RAW DATA =
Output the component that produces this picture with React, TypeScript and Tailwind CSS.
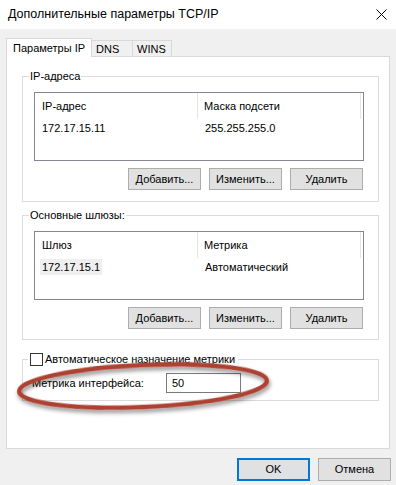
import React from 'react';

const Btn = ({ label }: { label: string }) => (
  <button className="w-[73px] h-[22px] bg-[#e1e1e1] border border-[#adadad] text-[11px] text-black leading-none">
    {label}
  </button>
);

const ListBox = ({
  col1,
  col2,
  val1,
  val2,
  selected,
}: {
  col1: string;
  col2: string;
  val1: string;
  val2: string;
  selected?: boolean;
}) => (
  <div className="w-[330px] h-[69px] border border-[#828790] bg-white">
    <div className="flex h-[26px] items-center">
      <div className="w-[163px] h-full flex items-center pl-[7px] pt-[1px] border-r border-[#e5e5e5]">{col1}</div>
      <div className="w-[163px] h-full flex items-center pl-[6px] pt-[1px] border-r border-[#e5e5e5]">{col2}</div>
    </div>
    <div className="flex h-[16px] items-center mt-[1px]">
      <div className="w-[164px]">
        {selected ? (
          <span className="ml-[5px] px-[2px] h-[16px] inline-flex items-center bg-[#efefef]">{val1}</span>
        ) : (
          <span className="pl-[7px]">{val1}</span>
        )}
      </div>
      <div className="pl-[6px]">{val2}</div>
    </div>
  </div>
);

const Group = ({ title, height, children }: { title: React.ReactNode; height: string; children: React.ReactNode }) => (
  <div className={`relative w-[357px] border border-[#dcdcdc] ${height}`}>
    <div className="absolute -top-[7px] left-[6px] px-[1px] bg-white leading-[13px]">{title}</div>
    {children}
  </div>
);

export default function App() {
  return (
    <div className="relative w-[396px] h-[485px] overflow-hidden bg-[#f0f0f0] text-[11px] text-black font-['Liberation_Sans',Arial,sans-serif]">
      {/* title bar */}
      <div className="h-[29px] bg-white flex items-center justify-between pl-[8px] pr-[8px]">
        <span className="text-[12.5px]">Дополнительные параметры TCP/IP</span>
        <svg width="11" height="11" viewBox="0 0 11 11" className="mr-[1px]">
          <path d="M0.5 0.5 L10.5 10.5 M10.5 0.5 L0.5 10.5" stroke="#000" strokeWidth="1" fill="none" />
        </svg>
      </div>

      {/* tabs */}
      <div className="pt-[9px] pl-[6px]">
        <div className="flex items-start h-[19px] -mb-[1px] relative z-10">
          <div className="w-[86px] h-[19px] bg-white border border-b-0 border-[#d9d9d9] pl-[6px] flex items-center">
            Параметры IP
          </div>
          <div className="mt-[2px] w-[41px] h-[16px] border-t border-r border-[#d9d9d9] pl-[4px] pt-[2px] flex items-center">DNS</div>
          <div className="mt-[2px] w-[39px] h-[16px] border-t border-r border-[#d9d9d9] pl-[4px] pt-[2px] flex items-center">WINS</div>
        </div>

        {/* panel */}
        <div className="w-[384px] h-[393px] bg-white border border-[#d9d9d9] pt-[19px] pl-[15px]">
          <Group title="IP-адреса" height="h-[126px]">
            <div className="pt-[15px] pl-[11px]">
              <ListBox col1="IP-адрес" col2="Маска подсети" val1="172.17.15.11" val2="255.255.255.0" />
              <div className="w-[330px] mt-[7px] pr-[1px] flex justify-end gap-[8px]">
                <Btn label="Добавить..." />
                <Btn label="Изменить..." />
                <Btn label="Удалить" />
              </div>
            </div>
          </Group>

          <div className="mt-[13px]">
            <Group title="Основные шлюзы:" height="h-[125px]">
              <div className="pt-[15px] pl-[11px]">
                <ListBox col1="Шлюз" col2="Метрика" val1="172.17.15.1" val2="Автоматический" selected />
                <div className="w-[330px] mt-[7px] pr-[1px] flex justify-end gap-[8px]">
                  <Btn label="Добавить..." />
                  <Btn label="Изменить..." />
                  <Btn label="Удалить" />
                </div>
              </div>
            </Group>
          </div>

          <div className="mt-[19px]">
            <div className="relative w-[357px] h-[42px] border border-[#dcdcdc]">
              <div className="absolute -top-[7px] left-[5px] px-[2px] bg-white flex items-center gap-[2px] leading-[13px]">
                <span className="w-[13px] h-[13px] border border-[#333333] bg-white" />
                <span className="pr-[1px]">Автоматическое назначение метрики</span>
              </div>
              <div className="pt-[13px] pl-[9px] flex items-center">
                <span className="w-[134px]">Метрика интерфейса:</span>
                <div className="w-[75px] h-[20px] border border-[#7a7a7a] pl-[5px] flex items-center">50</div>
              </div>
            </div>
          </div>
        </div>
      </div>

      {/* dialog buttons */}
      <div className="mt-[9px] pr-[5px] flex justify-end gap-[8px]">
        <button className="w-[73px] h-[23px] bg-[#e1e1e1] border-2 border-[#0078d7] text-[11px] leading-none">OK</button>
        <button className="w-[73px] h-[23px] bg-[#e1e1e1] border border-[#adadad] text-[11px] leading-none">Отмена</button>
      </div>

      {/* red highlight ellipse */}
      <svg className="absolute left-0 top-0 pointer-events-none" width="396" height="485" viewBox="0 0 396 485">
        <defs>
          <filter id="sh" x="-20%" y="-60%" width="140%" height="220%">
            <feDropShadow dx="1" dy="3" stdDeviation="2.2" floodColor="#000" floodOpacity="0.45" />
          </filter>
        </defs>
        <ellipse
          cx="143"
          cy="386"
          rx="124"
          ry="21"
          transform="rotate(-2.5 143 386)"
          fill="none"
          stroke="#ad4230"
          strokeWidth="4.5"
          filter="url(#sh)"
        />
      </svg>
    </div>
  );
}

DIRECTIVE =
Leave out the pictures and reproduce the rest of the listing exactly.

TASK RESULT =
Output the component that produces this picture with React, TypeScript and Tailwind CSS.
import React from 'react';

const Btn = ({ label }: { label: string }) => (
  <button className="w-[73px] h-[22px] bg-[#e1e1e1] border border-[#adadad] text-[11px] text-black leading-none">
    {label}
  </button>
);

const ListBox = ({
  col1,
  col2,
  val1,
  val2,
  selected,
}: {
  col1: string;
  col2: string;
  val1: string;
  val2: string;
  selected?: boolean;
}) => (
  <div className="w-[330px] h-[69px] border border-[#828790] bg-white">
    <div className="flex h-[26px] items-center">
      <div className="w-[163px] h-full flex items-center pl-[7px] pt-[1px] border-r border-[#e5e5e5]">{col1}</div>
      <div className="w-[163px] h-full flex items-center pl-[6px] pt-[1px] border-r border-[#e5e5e5]">{col2}</div>
    </div>
    <div className="flex h-[16px] items-center mt-[1px]">
      <div className="w-[164px]">
        {selected ? (
          <span className="ml-[5px] px-[2px] h-[16px] inline-flex items-center bg-[#efefef]">{val1}</span>
        ) : (
          <span className="pl-[7px]">{val1}</span>
        )}
      </div>
      <div className="pl-[6px]">{val2}</div>
    </div>
  </div>
);

const Group = ({ title, height, children }: { title: React.ReactNode; height: string; children: React.ReactNode }) => (
  <div className={`relative w-[357px] border border-[#dcdcdc] ${height}`}>
    <div className="absolute -top-[7px] left-[6px] px-[1px] bg-white leading-[13px]">{title}</div>
    {children}
  </div>
);

export default function App() {
  return (
    <div className="relative w-[396px] h-[485px] overflow-hidden bg-[#f0f0f0] text-[11px] text-black font-['Liberation_Sans',Arial,sans-serif]">
      {/* title bar */}
      <div className="h-[29px] bg-white flex items-center justify-between pl-[8px] pr-[8px]">
        <span className="text-[12.5px]">Дополнительные параметры TCP/IP</span>
        <svg width="11" height="11" viewBox="0 0 11 11" className="mr-[1px]">
          <path d="M0.5 0.5 L10.5 10.5 M10.5 0.5 L0.5 10.5" stroke="#000" strokeWidth="1" fill="none" />
        </svg>
      </div>

      {/* tabs */}
      <div className="pt-[9px] pl-[6px]">
        <div className="flex items-start h-[19px] -mb-[1px] relative z-10">
          <div className="w-[86px] h-[19px] bg-white border border-b-0 border-[#d9d9d9] pl-[6px] flex items-center">
            Параметры IP
          </div>
          <div className="mt-[2px] w-[41px] h-[16px] border-t border-r border-[#d9d9d9] pl-[4px] pt-[2px] flex items-center">DNS</div>
          <div className="mt-[2px] w-[39px] h-[16px] border-t border-r border-[#d9d9d9] pl-[4px] pt-[2px] flex items-center">WINS</div>
        </div>

        {/* panel */}
        <div className="w-[384px] h-[393px] bg-white border border-[#d9d9d9] pt-[19px] pl-[15px]">
          <Group title="IP-адреса" height="h-[126px]">
            <div className="pt-[15px] pl-[11px]">
              <ListBox col1="IP-адрес" col2="Маска подсети" val1="172.17.15.11" val2="255.255.255.0" />
              <div className="w-[330px] mt-[7px] pr-[1px] flex justify-end gap-[8px]">
                <Btn label="Добавить..." />
                <Btn label="Изменить..." />
                <Btn label="Удалить" />
              </div>
            </div>
          </Group>

          <div className="mt-[13px]">
            <Group title="Основные шлюзы:" height="h-[125px]">
              <div className="pt-[15px] pl-[11px]">
                <ListBox col1="Шлюз" col2="Метрика" val1="172.17.15.1" val2="Автоматический" selected />
                <div className="w-[330px] mt-[7px] pr-[1px] flex justify-end gap-[8px]">
                  <Btn label="Добавить..." />
                  <Btn label="Изменить..." />
                  <Btn label="Удалить" />
                </div>
              </div>
            </Group>
          </div>

          <div className="mt-[19px]">
            <div className="relative w-[357px] h-[42px] border border-[#dcdcdc]">
              <div className="absolute -top-[7px] left-[5px] px-[2px] bg-white flex items-center gap-[2px] leading-[13px]">
                <span className="w-[13px] h-[13px] border border-[#333333] bg-white" />
                <span className="pr-[1px]">Автоматическое назначение метрики</span>
              </div>
              <div className="pt-[13px] pl-[9px] flex items-center">
                <span className="w-[134px]">Метрика интерфейса:</span>
                <div className="w-[75px] h-[20px] border border-[#7a7a7a] pl-[5px] flex items-center">50</div>
              </div>
            </div>
          </div>
        </div>
      </div>

      {/* dialog buttons */}
      <div className="mt-[9px] pr-[5px] flex justify-end gap-[8px]">
        <button className="w-[73px] h-[23px] bg-[#e1e1e1] border-2 border-[#0078d7] text-[11px] leading-none">OK</button>
        <button className="w-[73px] h-[23px] bg-[#e1e1e1] border border-[#adadad] text-[11px] leading-none">Отмена</button>
      </div>

      {/* red highlight ellipse */}
      <svg className="absolute left-0 top-0 pointer-events-none" width="396" height="485" viewBox="0 0 396 485">
        <defs>
          <filter id="sh" x="-20%" y="-60%" width="140%" height="220%">
            <feDropShadow dx="1" dy="3" stdDeviation="2.2" floodColor="#000" floodOpacity="0.45" />
          </filter>
        </defs>
        <ellipse
          cx="143"
          cy="386"
          rx="124"
          ry="21"
          transform="rotate(-2.5 143 386)"
          fill="none"
          stroke="#ad4230"
          strokeWidth="4.5"
          filter="url(#sh)"
        />
      </svg>
    </div>
  );
}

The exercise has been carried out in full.